24 小时产生数据大概 20G, 发现其中 TraceV2 及 ApplicationTraceIndex 数据比较大, 设置 TTL 分别为 7Day 及 14Day
进入 hbase 修改表 ttl
- root@990fb5560f64:/opt/hbase/hbase-1.2.6/bin# ./hbase shell
- 2019-04-26 12:31:44,071 WARN [main] util.NativeCodeLoader: Unable to load native-hadoop library for your platform... using builtin-java classes where applicable
- HBase Shell; enter 'help<RETURN>' for list of supported commands.

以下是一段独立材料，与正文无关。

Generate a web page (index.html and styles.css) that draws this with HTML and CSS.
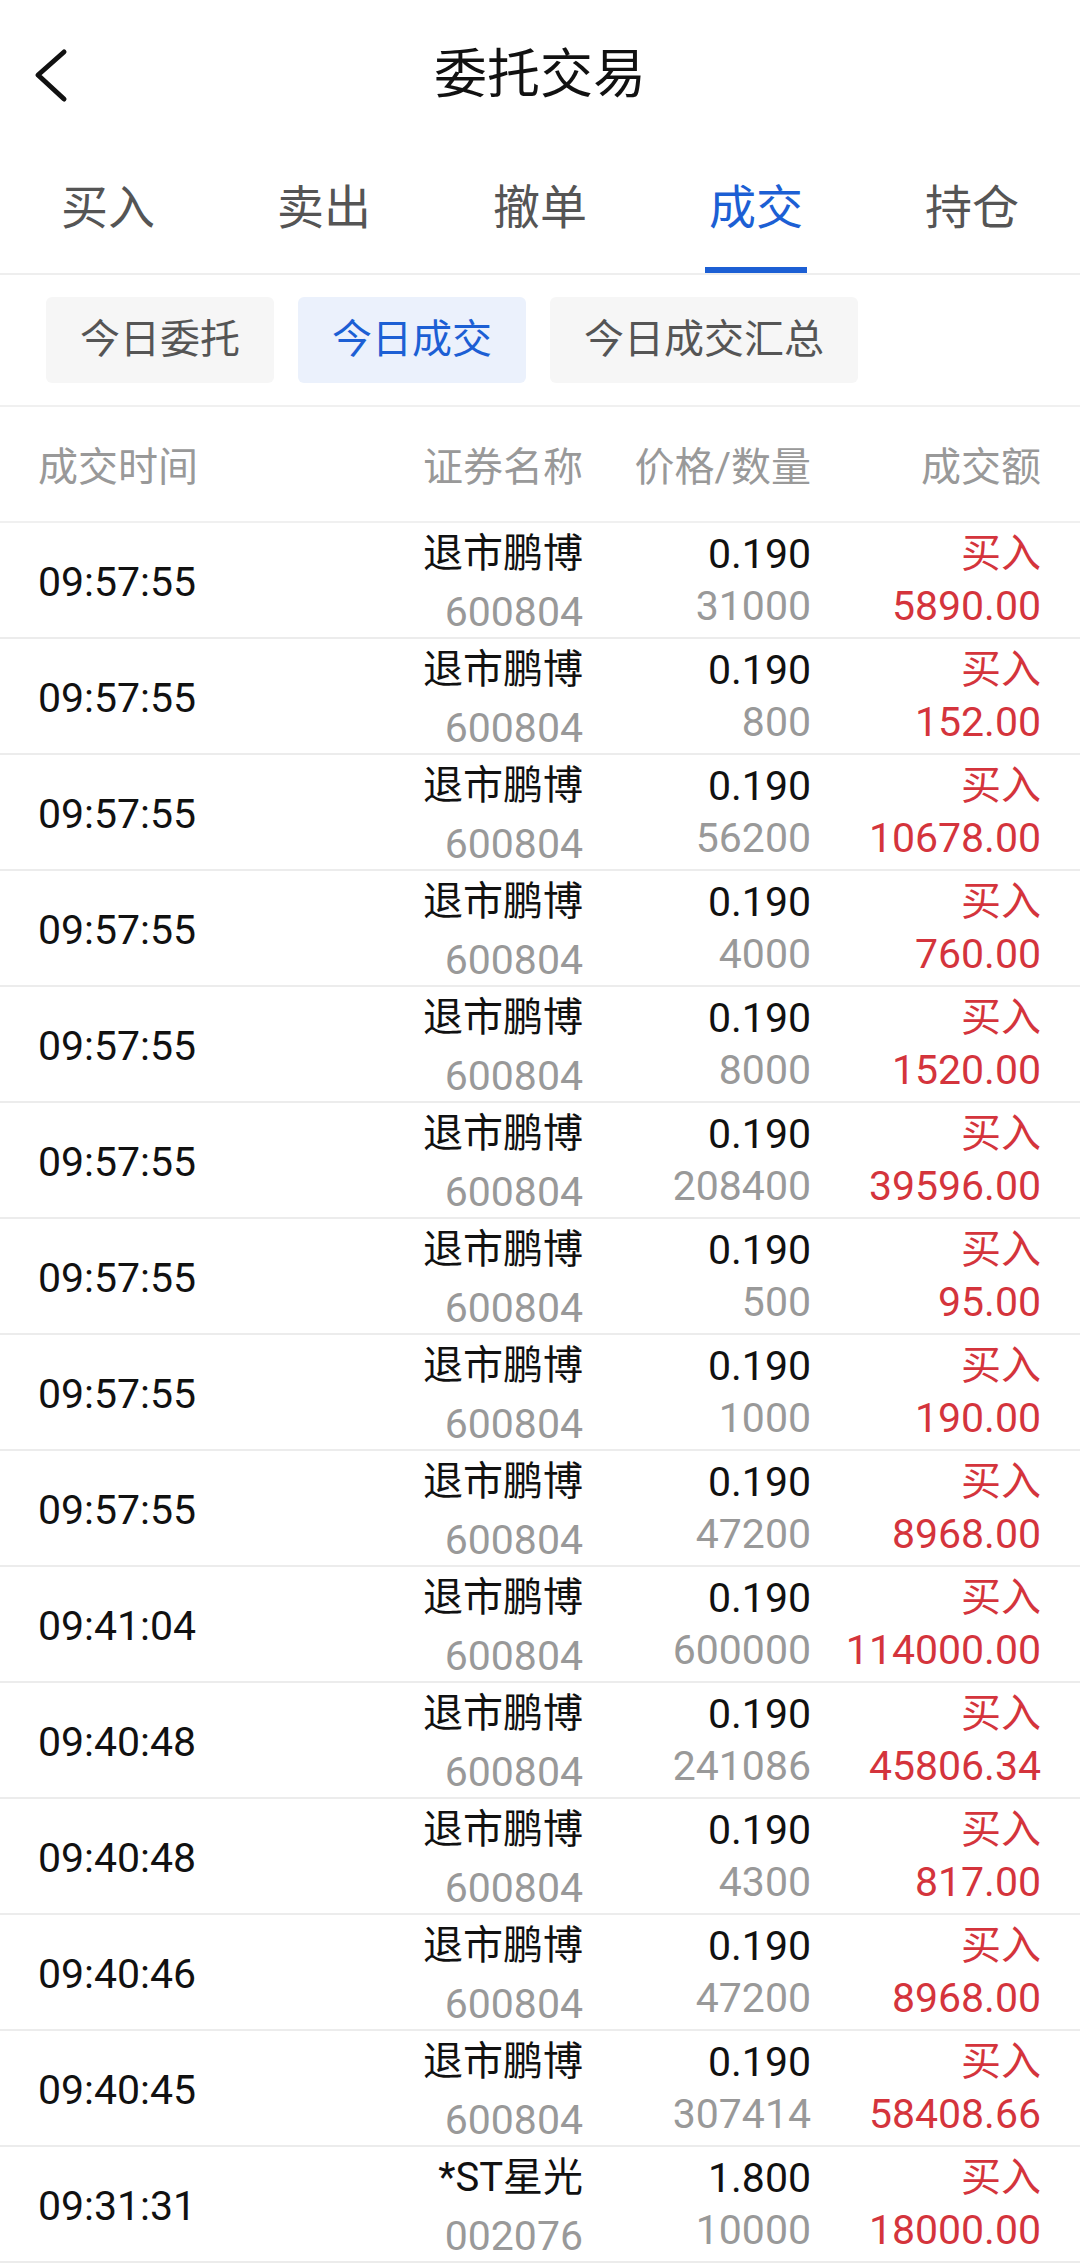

- Type "exit<RETURN>" to leave the HBase Shell
- Version 1.2.6, rUnknown, Mon May 29 02:25:32 CDT 2017
- hbase(main):001:0> list
- TABLE
- AgentEvent
- AgentInfo
- AgentLifeCycle
- AgentStatV2
- ApiMetaData
- ApplicationIndex
- ApplicationMapStatisticsCallee_Ver2
- ApplicationMapStatisticsCaller_Ver2
- ApplicationMapStatisticsSelf_Ver2
- ApplicationStatAggre
- ApplicationTraceIndex
- HostApplicationMap_Ver2
- SqlMetaData_Ver2
- StringMetaData
- TraceV2
- 15 row(s) in 0.1750 seconds
- => ["AgentEvent", "AgentInfo", "AgentLifeCycle", "AgentStatV2", "ApiMetaData", "ApplicationIndex", "ApplicationMapStatisticsCallee_Ver2", "ApplicationMapStatisticsCaller_Ver2", "ApplicationMapStatisticsSelf_Ver2", "ApplicationStatAggre", "ApplicationTraceIndex", "HostApplicationMap_Ver2", "SqlMetaData_Ver2", "StringMetaData", "TraceV2"]
- hbase(main):002:0> describe 'TraceV2'
- Table TraceV2 is ENABLED
- TraceV2
- COLUMN FAMILIES DESCRIPTION
- {
- NAME => 'S', BLOOMFILTER => 'ROW', VERSIONS => '1', IN_MEMORY => 'false', KEEP_DELETED_CELLS => 'FALSE', DATA_BLOCK_ENCODING => 'PREFIX', TTL => '5184000 SECONDS (60 DAYS)', COMPRESSION => 'NONE', MIN_VERSIONS => '0', BLOCKCACHE => 'true', BLOCKSIZE => '65536', REPLICATION_SCOPE => '0'
- }
- 1 row(s) in 0.1000 seconds
- hbase(main):003:0> disable 'TraceV2'
- 0 row(s) in 8.3610 seconds
- hbase(main):004:0> alter 'TraceV2' , {
- NAME=>'S',TTL=>'604800'
- }
- Updating all regions with the new schema...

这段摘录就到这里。